One Day in the Life of Ivan Denisovich By Alexander Solzhenitsyn Summary and Analysis The Risky Search

Just before he is to be searched prior to his entry back into camp, Ivan discovers the piece of steel in one of his pockets, the piece of steel that he picked up at the worksite in the morning. If the guards find it on him, it will mean ten days in solitary confinement. He is undecided whether or not to throw the incriminating potential weapon into the snow or to try and smuggle it through the search and, later, turn it into a small, valuable tool. His practical sense conquers his fear, and he hides the piece of steel in one of his mittens.
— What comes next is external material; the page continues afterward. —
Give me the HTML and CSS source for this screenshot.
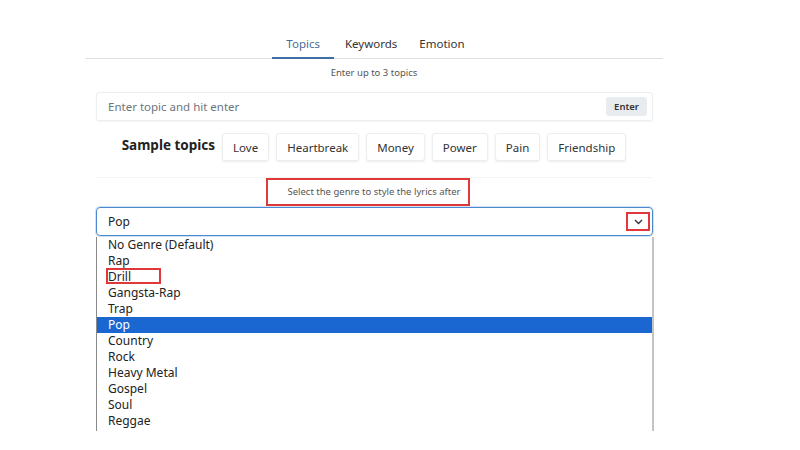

He is lucky enough to have the guard miss it when he is frisked.

This is the third time that Ivan has exposed himself to the potential anger of the authorities. First, he was lucky not to be punished more severely for sleeping in late; then he took a chance in taking too long to finish his brick wall, and he made the guards wait for him. Now, he risks severe punishment by smuggling in a piece of steel, which could be defined as a weapon. Interestingly, this is the only time that we see Ivan pray to God. Later, he ungratefully expresses doubt in the efficacy of prayer. In any case, however, his prayer is answered, and he passes the inspection. The potential gain in his fight for survival — that is, he will be able to use the piece of steel to make extra money by using it as a knife or a tool — outweighs the risk of being caught.

At first, the importance of all three of these episodes might seem trivial: staying in bed a few moments too long, leaving work late, and accidentally pocketing a small piece of steel. These are hardly earthshaking events in the world of the average reader, but, for Ivan, they are events which could be the difference between life and death. He is indeed lucky to escape all three incidents unscathed. The Moldavian, who fell asleep in the repair shop, and the Captain who voiced a rash but justified protest, were not so lucky. They may not survive the consequences of ten days in solitary confinement with reduced rations.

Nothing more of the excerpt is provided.